Grieving this Christmas? Here are some ways to cope
Grieving the loss of a loved one is never easy, but life milestones and holidays are extra tough.
Sally Douglas and Imogen Carn, who both lost their mums unexpectedly in their early thirties, launched their podcast, Good Mourning to share how loss shapes peoples' lives, with honesty and humour.
Here, Sally and Imogen along with three inspirational women (and former podcast guests) share their advice on how to cope with grief during the festive season.

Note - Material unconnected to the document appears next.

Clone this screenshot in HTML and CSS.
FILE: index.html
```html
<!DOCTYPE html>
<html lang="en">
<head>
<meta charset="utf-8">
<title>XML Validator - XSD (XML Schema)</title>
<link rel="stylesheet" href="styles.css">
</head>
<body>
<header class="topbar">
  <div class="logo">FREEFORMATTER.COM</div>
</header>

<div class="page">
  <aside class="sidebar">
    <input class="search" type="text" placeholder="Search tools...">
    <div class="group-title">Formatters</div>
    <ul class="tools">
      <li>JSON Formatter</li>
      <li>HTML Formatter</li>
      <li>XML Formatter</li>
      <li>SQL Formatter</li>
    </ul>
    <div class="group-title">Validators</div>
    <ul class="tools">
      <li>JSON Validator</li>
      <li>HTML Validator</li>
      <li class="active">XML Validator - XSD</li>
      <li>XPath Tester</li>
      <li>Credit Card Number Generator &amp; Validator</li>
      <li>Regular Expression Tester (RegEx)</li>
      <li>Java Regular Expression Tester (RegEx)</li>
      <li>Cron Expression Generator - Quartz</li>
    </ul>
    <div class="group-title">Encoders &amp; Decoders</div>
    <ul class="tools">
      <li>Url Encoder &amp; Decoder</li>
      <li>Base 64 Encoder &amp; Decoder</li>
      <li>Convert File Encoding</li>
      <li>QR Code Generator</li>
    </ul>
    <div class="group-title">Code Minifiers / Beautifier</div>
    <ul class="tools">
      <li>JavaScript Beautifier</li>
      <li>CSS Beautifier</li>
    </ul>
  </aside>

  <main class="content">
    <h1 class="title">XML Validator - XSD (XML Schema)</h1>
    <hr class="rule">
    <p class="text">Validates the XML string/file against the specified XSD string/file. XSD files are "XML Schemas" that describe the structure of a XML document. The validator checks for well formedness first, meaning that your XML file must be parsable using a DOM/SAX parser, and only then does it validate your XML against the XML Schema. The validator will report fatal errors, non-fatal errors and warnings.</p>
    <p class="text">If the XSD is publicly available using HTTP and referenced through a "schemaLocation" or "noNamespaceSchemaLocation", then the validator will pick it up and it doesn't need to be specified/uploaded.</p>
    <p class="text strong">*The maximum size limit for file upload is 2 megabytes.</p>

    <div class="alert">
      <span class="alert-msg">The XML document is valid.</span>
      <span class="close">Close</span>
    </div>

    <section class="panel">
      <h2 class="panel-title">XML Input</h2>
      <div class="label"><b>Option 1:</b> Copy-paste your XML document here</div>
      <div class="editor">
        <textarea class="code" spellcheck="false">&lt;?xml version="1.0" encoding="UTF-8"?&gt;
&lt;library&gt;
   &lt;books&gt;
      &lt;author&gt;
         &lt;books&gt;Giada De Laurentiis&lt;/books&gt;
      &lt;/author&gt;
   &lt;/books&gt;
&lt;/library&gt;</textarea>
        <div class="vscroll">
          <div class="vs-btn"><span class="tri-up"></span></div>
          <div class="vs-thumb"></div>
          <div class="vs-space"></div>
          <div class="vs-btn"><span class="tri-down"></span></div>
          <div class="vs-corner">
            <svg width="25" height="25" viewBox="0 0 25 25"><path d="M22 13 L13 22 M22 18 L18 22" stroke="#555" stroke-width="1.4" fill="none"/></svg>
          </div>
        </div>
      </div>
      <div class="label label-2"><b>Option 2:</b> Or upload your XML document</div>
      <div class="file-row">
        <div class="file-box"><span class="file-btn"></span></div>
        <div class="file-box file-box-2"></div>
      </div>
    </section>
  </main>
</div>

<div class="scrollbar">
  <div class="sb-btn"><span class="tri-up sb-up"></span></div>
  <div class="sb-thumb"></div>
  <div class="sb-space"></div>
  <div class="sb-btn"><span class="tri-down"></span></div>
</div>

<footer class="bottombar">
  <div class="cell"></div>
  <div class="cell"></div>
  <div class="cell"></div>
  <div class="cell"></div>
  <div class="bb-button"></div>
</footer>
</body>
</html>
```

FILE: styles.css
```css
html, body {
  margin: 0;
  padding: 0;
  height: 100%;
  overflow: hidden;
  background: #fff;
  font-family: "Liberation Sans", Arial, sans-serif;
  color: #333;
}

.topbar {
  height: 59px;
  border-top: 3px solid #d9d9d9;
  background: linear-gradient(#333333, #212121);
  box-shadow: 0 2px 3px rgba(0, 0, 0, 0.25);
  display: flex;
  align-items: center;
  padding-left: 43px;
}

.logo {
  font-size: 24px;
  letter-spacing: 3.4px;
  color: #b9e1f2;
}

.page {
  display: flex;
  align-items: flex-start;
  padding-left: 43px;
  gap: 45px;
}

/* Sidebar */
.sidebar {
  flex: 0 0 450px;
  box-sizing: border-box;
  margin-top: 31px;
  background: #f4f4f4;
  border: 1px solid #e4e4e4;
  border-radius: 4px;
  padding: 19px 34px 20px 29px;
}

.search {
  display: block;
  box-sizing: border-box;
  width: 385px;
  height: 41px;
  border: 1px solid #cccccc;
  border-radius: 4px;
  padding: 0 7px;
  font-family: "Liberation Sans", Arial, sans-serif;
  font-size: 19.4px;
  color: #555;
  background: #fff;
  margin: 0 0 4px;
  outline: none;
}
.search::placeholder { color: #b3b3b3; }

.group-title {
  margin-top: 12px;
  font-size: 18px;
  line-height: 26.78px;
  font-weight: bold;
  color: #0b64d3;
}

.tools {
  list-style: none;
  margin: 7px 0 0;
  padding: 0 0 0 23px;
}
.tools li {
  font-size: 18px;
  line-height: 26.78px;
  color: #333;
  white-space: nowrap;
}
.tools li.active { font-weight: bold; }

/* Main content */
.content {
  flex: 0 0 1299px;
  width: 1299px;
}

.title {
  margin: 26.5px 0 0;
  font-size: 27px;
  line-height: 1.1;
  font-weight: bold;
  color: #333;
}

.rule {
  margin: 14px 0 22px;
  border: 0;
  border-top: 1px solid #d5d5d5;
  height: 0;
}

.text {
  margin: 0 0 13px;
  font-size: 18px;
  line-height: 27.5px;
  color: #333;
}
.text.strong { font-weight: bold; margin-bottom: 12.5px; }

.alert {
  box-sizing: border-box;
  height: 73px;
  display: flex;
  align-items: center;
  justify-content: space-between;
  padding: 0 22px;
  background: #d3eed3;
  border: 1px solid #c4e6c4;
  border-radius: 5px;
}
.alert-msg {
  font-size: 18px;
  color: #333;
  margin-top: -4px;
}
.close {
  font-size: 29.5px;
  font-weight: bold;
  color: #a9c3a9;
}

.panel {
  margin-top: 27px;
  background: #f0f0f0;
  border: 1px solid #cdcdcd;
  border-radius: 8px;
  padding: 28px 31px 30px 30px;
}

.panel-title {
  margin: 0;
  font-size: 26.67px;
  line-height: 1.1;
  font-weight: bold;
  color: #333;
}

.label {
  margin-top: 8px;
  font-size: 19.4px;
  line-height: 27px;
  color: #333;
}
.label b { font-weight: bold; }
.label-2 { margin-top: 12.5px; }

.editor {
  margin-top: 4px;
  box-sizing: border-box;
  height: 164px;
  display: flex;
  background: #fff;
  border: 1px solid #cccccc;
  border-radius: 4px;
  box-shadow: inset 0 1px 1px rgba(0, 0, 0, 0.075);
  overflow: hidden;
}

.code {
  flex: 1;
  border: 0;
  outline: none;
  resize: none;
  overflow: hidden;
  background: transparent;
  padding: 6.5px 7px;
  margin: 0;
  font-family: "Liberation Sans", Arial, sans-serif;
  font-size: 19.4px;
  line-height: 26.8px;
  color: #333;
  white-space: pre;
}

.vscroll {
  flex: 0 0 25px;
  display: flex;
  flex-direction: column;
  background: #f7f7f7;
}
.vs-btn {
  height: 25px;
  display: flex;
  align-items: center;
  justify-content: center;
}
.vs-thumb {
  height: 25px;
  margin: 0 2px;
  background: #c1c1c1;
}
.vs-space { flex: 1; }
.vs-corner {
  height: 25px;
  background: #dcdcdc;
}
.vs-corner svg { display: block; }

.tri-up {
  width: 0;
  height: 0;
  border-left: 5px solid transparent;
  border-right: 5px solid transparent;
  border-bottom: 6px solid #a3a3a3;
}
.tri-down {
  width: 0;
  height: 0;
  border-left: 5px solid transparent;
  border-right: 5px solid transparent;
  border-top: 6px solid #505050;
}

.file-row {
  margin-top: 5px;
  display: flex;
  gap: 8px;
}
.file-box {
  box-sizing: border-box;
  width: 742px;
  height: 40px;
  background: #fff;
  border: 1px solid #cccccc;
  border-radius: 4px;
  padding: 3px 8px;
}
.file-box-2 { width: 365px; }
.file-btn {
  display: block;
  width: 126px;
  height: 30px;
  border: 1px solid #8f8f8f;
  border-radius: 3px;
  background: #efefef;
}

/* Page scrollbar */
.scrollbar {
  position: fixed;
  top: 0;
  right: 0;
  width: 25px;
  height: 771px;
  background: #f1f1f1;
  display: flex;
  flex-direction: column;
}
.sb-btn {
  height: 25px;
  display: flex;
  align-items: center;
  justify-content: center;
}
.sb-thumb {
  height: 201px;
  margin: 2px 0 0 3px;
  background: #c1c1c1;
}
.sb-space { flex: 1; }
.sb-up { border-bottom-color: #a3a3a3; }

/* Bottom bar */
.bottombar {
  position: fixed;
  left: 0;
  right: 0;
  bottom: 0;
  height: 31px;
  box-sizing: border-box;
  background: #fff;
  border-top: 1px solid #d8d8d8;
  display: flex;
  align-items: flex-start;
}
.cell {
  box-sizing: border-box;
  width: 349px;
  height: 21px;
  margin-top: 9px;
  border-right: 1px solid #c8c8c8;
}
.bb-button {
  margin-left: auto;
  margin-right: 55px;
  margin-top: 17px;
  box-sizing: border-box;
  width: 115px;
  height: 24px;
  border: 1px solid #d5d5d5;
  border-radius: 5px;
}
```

“My advice to those experiencing loss would be to surround yourself with people who are understanding. Remember it’s ok to have boundaries for those who don’t make your life easier during this time of year– quality over quantity is what matters.” Danielle Snelling, Co-Founder, Motherless Daughters Australia
“If you’ve lost a baby, Christmas can be a brutal reminder of how things should’ve been. One thing that I have found really helps is to buy gifts for your baby and invite those spending Christmas Day with you to do the same, so that you have something under the tree with their name on it. Buy a keepsake or something that can be donated afterwards. We also registered a star in Lily’s name, and we spend each Christmas gazing and looking for her star.” Priyanka Saha, Founder of the Lily Calvert Foundation
“My advice for grievers is to consider limiting your social media use. Sometimes, if you’re coping with a loss, scrolling on Instagram, seeing everyone else looking happy can make you feel worse, so try monitoring how much time you spend online.” Sally Douglas, Co-host of Good Mourning podcast
“Create a new festive tradition that honours the person who has passed, so that their legacy lives on for future generations. Each year, we give a toast to my dad and do things that he loved to keep his spirit alive, such as playing tennis as a family and dressing up in silly hats and wigs. We also all share one thing that we loved about him.” Sally Steele, Style and Mindset Coach and Author of ‘Dare More, Care Less’
“Christmas can be so tough when you're mourning a loved one who is no longer around to share it with you. But that doesn’t mean you can’t honour their memory – why not make a donation to a cause that mattered to them, in their name. You will feel good and be helping others, which can in turn make you feel better. I will also be buying my daughter a small gift from her grandma, to keep her involved in our Christmas day.” Imogen Carn, Co-host of the Good Mourning podcast
“My advice is to remember to be kind to yourself this festive season. There is no “right” way to grieve and there is no time limit. Feel however you want to feel – anger, resentment, frustration, numbness, sadness – all of it. Your feelings are valid. Do whatever helps you in that moment, to take you to the next. And know this: it will get easier.” Sarah Tarca, Co-founder of The Wayward and Gloss etc.